Members of the Australian Defence Force have suffered conditions of service far less favourable than civilians including:

              If that is not unique I am not too sure what is. The submission by the RSL further states:

              An examination of legislation for the Australian Defence Force shows that in almost all respects, the Parliament has been consistent since Federation in regarding the nation's armed forces as a separate and quite distinctly different part of Australian society.

              The coalition is committed to the concept of the unique nature of military service. We believe it; we have seen it in action; we have experienced it; we are committed to it; and we are also committed to the process of military superannuation reform.

              That is why the coalition made a commitment on 27 June 2010 to provide fair indexation for the Defence Force Retirement and Death Benefits Scheme and the Defence Force Retirement Benefits Scheme, the DFRDB and DFRB, superannuation pensioners. The Defence Force Retirement and Death Benefits Amendment (Fair Indexation) Bill 2010 was subsequently introduced into the Senate by my colleague Senator Ronaldson on 18 November 2010 and backs up and reaffirms and stands as a beacon of the coalition's commitment to its word, as opposed to the shallow, hollow promise of the Rudd Labor government in 2007. The private member's bill that we submitted to the Senate affirms the coalition's commitment to introducing a fair, equitable and fiscally responsible military superannuation system. The bill also reaffirms the coalition's recognition of the unique nature of military service. These changes have long been sought by veterans' organisations as part of a wider, fairer indexation system. The changes would bring indexation arrangements for these superannuants into line with the age pension. It is the right thing to do considering the unique nature and the risks of military service.

              Widows of superannuants of this scheme will also benefit from the announced changes. The coalition are simply calling on all senators and members who have been vocal supporters of such measures for the indexation regime to support the motion and, indeed, support the coalition's bill. We ask no more than that. We know the Labor Party were not true to their word; they broke it in 2007. We know they treat veterans with great disdain. But those who have stood in this place and said publicly that they will support fairer indexation, we simply call on them to honour their word.

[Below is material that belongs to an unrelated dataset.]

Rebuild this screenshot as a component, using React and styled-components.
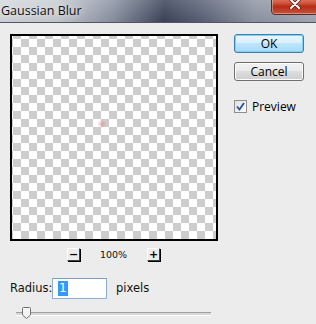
import React from "react";
import styled, { createGlobalStyle } from "styled-components";

const Global = createGlobalStyle`
  html, body { margin: 0; padding: 0; background: #ececec; }
  #root { width: 316px; height: 324px; overflow: hidden; }
`;

const Window = styled.div`
  width: 316px;
  height: 324px;
  display: flex;
  flex-direction: column;
  background: #ececec;
  font-family: "DejaVu Sans", "Liberation Sans", sans-serif;
  color: #000;
`;

const TitleBar = styled.div`
  height: 22px;
  flex-shrink: 0;
  display: flex;
  justify-content: space-between;
  align-items: flex-start;
  overflow: hidden;
  border-bottom: 1px solid #4e5668;
  background:
    linear-gradient(180deg, rgba(255,255,255,0.15), rgba(0,0,0,0.05)),
    linear-gradient(90deg, #d6d9de 0%, #c9cdd4 18%, #8a92a2 36%, #3c4459 52%, #5b6377 64%, #8e95a4 80%, #a6abb7 100%);
`;

const TitleText = styled.span`
  font-family: "Open Sans", "Liberation Sans", sans-serif;
  font-size: 12.5px;
  line-height: 22px;
  padding-left: 1px;
  color: #111;
  text-shadow: 0 0 6px rgba(255,255,255,0.9);
`;

const CloseButton = styled.div`
  width: 46px;
  height: 20px;
  margin-right: -3px;
  margin-top: -7px;
  border: 1px solid #5a2a22;
  border-radius: 0 0 4px 4px;
  background: linear-gradient(180deg, #e8a493 0%, #d2553d 45%, #b42d17 62%, #c9523a 100%);
  display: flex;
  align-items: center;
  justify-content: center;
  box-shadow: inset 0 0 0 1px rgba(255,255,255,0.35);
`;

const Body = styled.div`
  display: flex;
  flex: 1;
`;

const LeftColumn = styled.div`
  width: 208px;
  padding: 11px 0 0 10px;
  display: flex;
  flex-direction: column;
`;

const PreviewBox = styled.div`
  width: 204px;
  height: 203px;
  border: 2px solid #000;
  display: flex;
  align-items: flex-start;
  background:
    conic-gradient(#fff 0 25%, #cdcdcd 0 50%, #fff 0 75%, #cdcdcd 0) 1px -5px / 16px 16px;
`;

const Dot = styled.div`
  width: 10px;
  height: 8px;
  margin: 84px 0 0 85px;
  border-radius: 50%;
  background: radial-gradient(closest-side, rgba(230,140,150,0.7), rgba(240,180,185,0));
`;

const ZoomRow = styled.div`
  height: 14px;
  margin-top: 6px;
  display: flex;
  align-items: center;
  padding-left: 57px;
`;

const ZoomButton = styled.div`
  width: 13px;
  height: 13px;
  box-sizing: border-box;
  border-top: 1px solid #fff;
  border-left: 1px solid #fff;
  border-right: 1px solid #404040;
  border-bottom: 1px solid #404040;
  box-shadow: 1px 1px 0 #000;
  background: #ececec;
  display: flex;
  align-items: center;
  justify-content: center;
  font-size: 11px;
  line-height: 1;
  font-weight: bold;
`;

const ZoomLabel = styled.span`
  width: 67px;
  text-align: center;
  font-family: "DejaVu Sans", sans-serif;
  font-size: 9.5px;
  color: #111;
`;

const RadiusRow = styled.div`
  display: flex;
  align-items: center;
  margin-top: 16px;
  height: 22px;
`;

const Label = styled.span`
  font-family: "DejaVu Sans", sans-serif;
  font-size: 11.5px;
  color: #111;
  width: 42px;
`;

const Field = styled.div`
  width: 48px;
  height: 19px;
  border: 1px solid #8fb0d6;
  border-top-color: #7a9cc5;
  background: #fff;
  display: flex;
  align-items: center;
  padding-left: 5px;
`;

const Selected = styled.span`
  background: #3399ff;
  color: #fff;
  font-size: 12px;
  line-height: 15px;
  padding: 0 1px;
`;

const Unit = styled.span`
  font-family: "DejaVu Sans", sans-serif;
  font-size: 11.5px;
  color: #111;
  margin-left: 9px;
`;

const SliderRow = styled.div`
  margin-top: 8px;
  padding-left: 6px;
  height: 13px;
  display: flex;
  align-items: center;
`;

const Track = styled.div`
  width: 195px;
  height: 2px;
  border-top: 1px solid #a0a0a0;
  border-bottom: 1px solid #fff;
  background: #d8d8d8;
  display: flex;
  align-items: center;
`;

const RightColumn = styled.div`
  padding: 11px 0 0 16px;
  display: flex;
  flex-direction: column;
`;

const Button = styled.div`
  width: 68px;
  height: 17px;
  border: 1px solid ${(p) => (p.$primary ? "#3c7fb1" : "#707070")};
  border-radius: 3px;
  background: ${(p) =>
    p.$primary
      ? "linear-gradient(180deg, #eaf6fd 0%, #d9f0fc 45%, #bee6fd 50%, #a7d9f5 100%)"
      : "linear-gradient(180deg, #f2f2f2 0%, #ebebeb 45%, #dddddd 50%, #cfcfcf 100%)"};
  box-shadow: inset 0 0 0 1px ${(p) => (p.$primary ? "#7fd0f5" : "#fcfcfc")};
  display: flex;
  align-items: center;
  justify-content: center;
  font-family: "Open Sans", "Liberation Sans", sans-serif;
  font-size: 12px;
  color: #000;
  margin-bottom: ${(p) => p.$gap}px;
`;

const CheckRow = styled.label`
  display: flex;
  align-items: center;
  gap: 5px;
  font-family: "Open Sans", "Liberation Sans", sans-serif;
  font-size: 12px;
`;

const CheckBox = styled.span`
  width: 11px;
  height: 11px;
  border: 1px solid #8e8f8f;
  background: linear-gradient(135deg, #e0e0e0, #fcfcfc);
  display: flex;
  align-items: center;
  justify-content: center;
`;

export default function App() {
  return (
    <>
      <Global />
      <Window>
        <TitleBar>
          <TitleText>Gaussian Blur</TitleText>
          <CloseButton>
            <svg width="12" height="10" viewBox="0 0 12 10">
              <path d="M2 1 L10 9 M10 1 L2 9" stroke="#5a1a10" strokeWidth="3.4" strokeLinecap="round" />
              <path d="M2 1 L10 9 M10 1 L2 9" stroke="#fff" strokeWidth="2" strokeLinecap="round" />
            </svg>
          </CloseButton>
        </TitleBar>
        <Body>
          <LeftColumn>
            <PreviewBox>
              <Dot />
            </PreviewBox>
            <ZoomRow>
              <ZoomButton>−</ZoomButton>
              <ZoomLabel>100%</ZoomLabel>
              <ZoomButton>+</ZoomButton>
            </ZoomRow>
            <RadiusRow>
              <Label>Radius:</Label>
              <Field>
                <Selected>1</Selected>
              </Field>
              <Unit>pixels</Unit>
            </RadiusRow>
            <SliderRow>
              <Track>
                <svg width="14" height="12" viewBox="0 0 14 12" style={{ marginLeft: 5, marginTop: -1 }}>
                  <path d="M2.5 0.5 H8.5 Q9.5 0.5 9.5 1.5 V8 L5.5 11.5 L1.5 8 V1.5 Q1.5 0.5 2.5 0.5 Z" fill="#f4f4f4" stroke="#707070" />
                </svg>
              </Track>
            </SliderRow>
          </LeftColumn>
          <RightColumn>
            <Button $primary $gap={9}>OK</Button>
            <Button $gap={17}>Cancel</Button>
            <CheckRow>
              <CheckBox>
                <svg width="9" height="9" viewBox="0 0 9 9">
                  <path d="M1 4.5 L3.5 7.5 L8 1" fill="none" stroke="#2a4f9a" strokeWidth="1.8" />
                </svg>
              </CheckBox>
              Preview
            </CheckRow>
          </RightColumn>
        </Body>
      </Window>
    </>
  );
}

              From 1 July 2011 the coalition's bill will ensure that DFRDB and DFRB superannuants aged 55 and over will have their superannuation pensions indexed in the same way as Australian government income support pensions. Twice yearly, pensions will be indexed to the higher of the CPI, the Male Total Average Weekly Earnings or the Pensioner and Beneficiary Living Cost Index. Currently, DFRDB and DFRB members have their superannuation indexed only in line with the CPI. This bill will provide over 56,000 retired Australian Defence Force personnel who are members of these now closed DFRDB and DFRB schemes with an indexed superannuation pension that better reflects changes in the cost of living.

              The Senate Standing Committee on Finance and Public Administration's report was the ninth such report into the indexation arrangements. Of the 17 submissions recently received by the Senate committee, only two did not support the bill. The two that did not—surprise, surprise!—were Labor's Department of Finance and Deregulation and, of course, the Department of Defence. Every other veteran and ex-service organisation unanimously supported the coalition's bill. It seems like the whole nation is on board except the Australian Labor Party. All ESO submissions contended that military service is sufficiently unique that those serving should be entitled to special financial and non-financial benefits and that a fairer indexation regime would satisfy this objective. I agree. The coalition passionately agrees.

              The two submissions that did not support the coalition's bill reached different conclusions on our bill. Each reached a different conclusion regarding the scope of the bill. In their respective submissions each of the departments differently and selectively quoted advice from the Australian Government Actuary with regard to how provisions in the bill will apply to DFRDB and DFRB members. For instance, the Department of Defence, in submission No. 15, said:

              On 13 January 2011 the Australian Government Actuary (the Actuary) provided Defence with an analysis of the increased costs involved in changing from current indexation by the Consumer Price Index to the methodology proposed in the Bill. The analysis indicated that the Bill, as drafted and amended, does not deliver indexation for the best of the Consumer Price Index, Male Total Average Weekly Earnings and the Pensioner and Beneficiary Living Cost Index. Instead it falls short of that objective.

              Yet the Department of Finance and Deregulation said:

              However, as reflected in the AGA's advice to the Department of Defence it appears that the Bill would provide for better indexation arrangements than those currently applying to Age and Service Pensions.

              Defence says it would not help; Finance and Deregulation says it would help. I suggest their responses were rushed. Clearly they did not look at the content of the private member's bill and they came to vastly different conclusions.

              The coalition believes, as we took to the election, that this would cost $98 million over the forward estimates. Even if we were to believe the government that it would cost $175 million over the forward estimates, this is easily funded by reducing the growth of Australian Public Service full-time equivalents in the Department of Defence, including DMO, by 33 per cent. If we simply reduce the growth by 33 per cent over the forward estimates it would save well over $175 million and we would be able to fund the requirement. This will still see the number of staff in the department grow in size by a staggering 8.3 per cent by financial year 2013-14 compared to a budgeted 12.6 per cent. I still find 8.3 per cent a staggering growth for APS civilian bureaucracy but cutting it from 12.6 to 8.3 easily funds the coalition requirements. The coalition believes the government has not justified the expansive growth in the civilian defence bureaucracy. The project forecast to grow by 12.6 per cent over the forward estimates simply is indefensible. This growth is taking place at the same time the government's strategic reform program is designed to reduce expenditure by approximately $2 million per annum over 10 years. Accordingly it is fitting that a savings measure to provide a more equitable indexation regime for retired defence personnel should be funded from the Department of Defence.

              The private member's bill is quite simple. We stand for fairer indexation for those who have served our country as recognition of their unique service. The question is: what will Labor and the Independents do?